Vorerst ist nur die kleinere Version mit einem sechs Zoll großen Display international erhältlich, die für insgesamt 360 Dollar direkt von Amazon.com in den USA bestellt werden kann. Nächstes Jahr soll auch der Kindle DX mit einer Bildschirmdiagonale von 9,7 Zoll angeboten werden. Die iPhone-Applikation für den Kindle will Amazon schon früher international anbieten.

Weniger Auswahl im österreichischen Store

Kunden aus Österreich können beim Start aus rund 295.000 englischsprachigen Büchern auswählen, dazu kommen Zeitungen und Magazine. Das deutschsprachige Angebot ist vorerst auf die "Frankfurter Allgemeine", das "Handelsblatt" und die "WirtschaftsWoche" beschränkt, und auch die Auswahl an Büchern ist in den USA mit rund 360.000 deutlich größer. Das integrierte Wörterbuch ist ebenfalls auf Englisch beschränkt, optional sind eine französische und eine spanische Version erhältlich.

Das Gerät liegt gut in der Hand, der Schirm könnte aber durchaus größer sein. In der Demonstration landen die Inhalte wie versprochen innerhalb einer Minute auf dem Gerät. Beim Blättern stört auch beim Kindle, dass der Bildschirminhalt kurzfristig negativ gestellt wird.

Laut Ian Freed, Vizepräsident von Amazons Digital-Service-Abteilung, wird an der Ausweitung gearbeitet. Die Firma toure unter anderem deshalb durch Europa, um mit Verlegern und Rechteinhabern zu sprechen. "Wir müssen priorisieren.
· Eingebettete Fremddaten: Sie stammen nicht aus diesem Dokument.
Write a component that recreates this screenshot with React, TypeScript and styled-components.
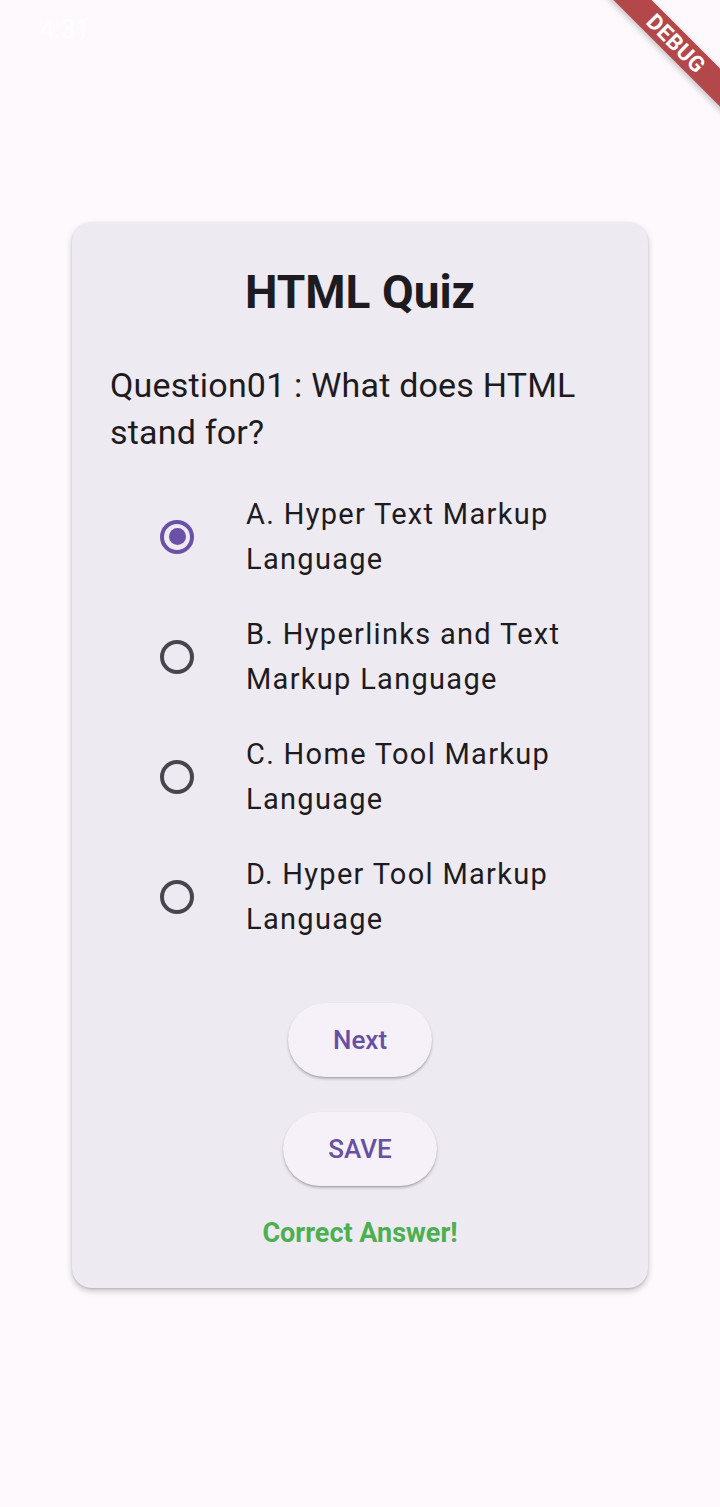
import React, { useState } from "react";
import styled, { createGlobalStyle } from "styled-components";

const GlobalStyle = createGlobalStyle`
  html, body {
    margin: 0;
    padding: 0;
    background: #fef9fd;
    font-family: Roboto, "Noto Sans", sans-serif;
  }
`;

const Screen = styled.div`
  position: relative;
  min-height: 1507px;
  display: flex;
  align-items: center;
  justify-content: center;
  padding-top: 2px;
  box-sizing: border-box;
  overflow: hidden;
`;

const StatusBar = styled.div`
  position: absolute;
  top: 14px;
  left: 40px;
  right: 40px;
  display: flex;
  justify-content: space-between;
  color: rgba(255, 255, 255, 0.8);
  font-size: 26px;
`;

const BannerCorner = styled.div`
  position: absolute;
  top: 0;
  right: 0;
  width: 150px;
  height: 150px;
  overflow: hidden;
  pointer-events: none;
`;

const Ribbon = styled.div`
  position: absolute;
  left: 6px;
  top: 30px;
  width: 200px;
  height: 27px;
  transform: rotate(45deg);
  background: #b4474a;
  box-shadow: 0 2px 6px rgba(0, 0, 0, 0.25);
  color: #ffffff;
  font-weight: 700;
  font-size: 22px;
  line-height: 27px;
  text-align: center;
  letter-spacing: 0.5px;
`;

const Card = styled.div`
  width: 576px;
  box-sizing: border-box;
  padding: 43px 38px 40px;
  background: #eeeaf2;
  border-radius: 20px;
  box-shadow: 0 3px 6px rgba(0, 0, 0, 0.22), 0 1px 2px rgba(0, 0, 0, 0.12);
  display: flex;
  flex-direction: column;
`;

const Title = styled.h1`
  margin: 0;
  font-size: 46px;
  line-height: 54px;
  font-weight: 700;
  color: #1d1b20;
  text-align: center;
`;

const Question = styled.p`
  margin: 43px 0 21px;
  font-size: 34px;
  line-height: 47px;
  letter-spacing: 0.2px;
  color: #1d1b20;
`;

const OptionList = styled.div`
  display: flex;
  flex-direction: column;
`;

const OptionRow = styled.label`
  display: flex;
  align-items: center;
  height: 120px;
  padding-left: 50px;
  cursor: pointer;
`;

const RadioOuter = styled.span<{ $on: boolean }>`
  flex: none;
  width: 34px;
  height: 34px;
  box-sizing: border-box;
  border-radius: 50%;
  border: 4px solid ${(p) => (p.$on ? "#6a50a7" : "#49454f")};
  display: flex;
  align-items: center;
  justify-content: center;
`;

const RadioDot = styled.span`
  width: 17px;
  height: 17px;
  border-radius: 50%;
  background: #6a50a7;
`;

const OptionText = styled.span`
  margin-left: 52px;
  font-size: 29px;
  line-height: 45px;
  letter-spacing: 1.3px;
  color: #1d1b20;
`;

const Actions = styled.div`
  display: flex;
  flex-direction: column;
  align-items: center;
  margin-top: 46px;
  gap: 35px;
`;

const PillButton = styled.button<{ $w: number }>`
  width: ${(p) => p.$w}px;
  height: 74px;
  border: none;
  border-radius: 37px;
  background: #f6f1f9;
  color: #6750a4;
  font-family: Roboto, sans-serif;
  font-size: 26px;
  font-weight: 500;
  box-shadow: 0 2px 3px rgba(0, 0, 0, 0.22), 0 1px 1px rgba(0, 0, 0, 0.1);
  cursor: pointer;
`;

const Feedback = styled.div`
  margin-top: 32px;
  text-align: center;
  font-size: 27px;
  line-height: 30px;
  font-weight: 700;
  color: #4caf50;
`;

const options = [
  "A. Hyper Text Markup Language",
  "B. Hyperlinks and Text Markup Language",
  "C. Home Tool Markup Language",
  "D. Hyper Tool Markup Language",
];

export default function App() {
  const [selected, setSelected] = useState(0);

  return (
    <Screen>
      <GlobalStyle />
      <StatusBar>
        <span>4:31</span>
        <span>94%</span>
      </StatusBar>
      <BannerCorner>
        <Ribbon>DEBUG</Ribbon>
      </BannerCorner>
      <Card>
        <Title>HTML Quiz</Title>
        <Question>Question01 : What does HTML stand for?</Question>
        <OptionList>
          {options.map((o, i) => (
            <OptionRow key={o} onClick={() => setSelected(i)}>
              <RadioOuter $on={selected === i}>
                {selected === i && <RadioDot />}
              </RadioOuter>
              <OptionText>{o}</OptionText>
            </OptionRow>
          ))}
        </OptionList>
        <Actions>
          <PillButton $w={144}>Next</PillButton>
          <PillButton $w={154}>SAVE</PillButton>
        </Actions>
        <Feedback>Correct Answer!</Feedback>
      </Card>
    </Screen>
  );
}
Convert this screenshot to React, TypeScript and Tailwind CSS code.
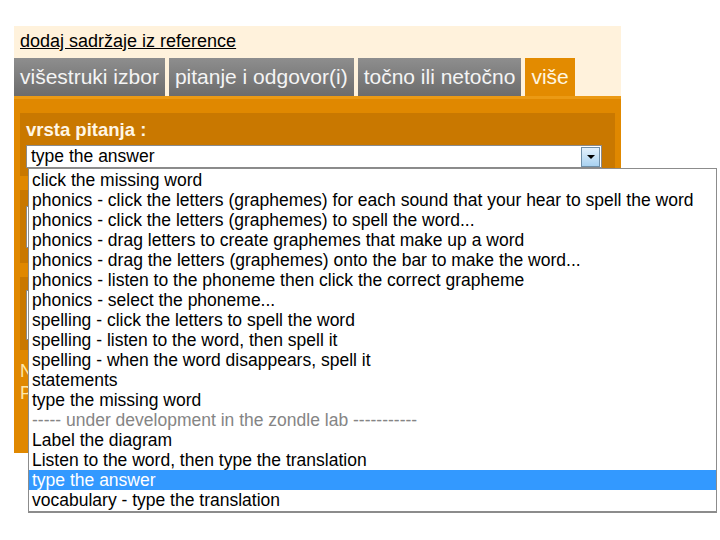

Derzeit fokussieren wir uns auf die englischsprachigen Leser." Amazon wolle auch deutschsprachige Bücher anbieten, aber wenn, "dann wollen wir mit einem breiten Angebot, vor allem populärer Bücher, starten". Amazons finales Ziel sei es, alle publizierten Inhalte, egal ob Bücher, Zeitschriften oder Blogs, weltweit in einer elektronischen Form anzubieten, so Freed.

Amazon will Account-Wechsel verhindern

Kunden in Österreich können laut Freed nur auf Bücher zugreifen, für die die Rechte in Österreich geklärt sind. Daher sei das Angebot kleiner als in den USA. Mit einem in Österreich registrierten Kindle könne man nicht auf das US-Angebot zugreifen, um sich dort ein Buch zu kaufen, das es in Österreich noch nicht gibt, sagte Freed. Wenn man sich einen US-Account beschaffe und dann in Österreich konstant Inhalte aus dem US-Store herunterlade, werde Amazon irgendwann nachfragen, so Freed: "Wir wissen immer, wo Sie sind."

Amazon beobachte konstant das Verhalten seiner Nutzer, ein ständiger Wechsel zwischen verschiedenen Länderaccounts falle auf. "Wir wollen, dass die Nutzer sich ehrlich verhalten." Den Wechsel zwischen verschiedenen Accounts wolle Amazon verhindern. Wenn ein Nutzer umzieht, kann er seinen Wohnort ändern und so auf den jeweils länderspezifischen Store zugreifen. Einmal gekaufte Bücher, die lokal nicht erhältlich sind, kann er dabei laut Freed behalten.

Mobilfunkanbindung läuft weltweit über AT&T

Neben der geringen Auswahl wird der Kindle außerhalb der USA auch nicht die Möglichkeit bieten, im Netz zu surfen und Blogs zu abonnieren. Das hänge damit zusammen, dass der Mobilfunkzugang des Kindle auch in Europa derzeit über den US-Mobilfunker AT&T läuft, die Roaming-Kosten zahle Amazon. "Wir würden das gerne anbieten und werden es auch tun, aber ich kann nicht sagen wann", so Freed.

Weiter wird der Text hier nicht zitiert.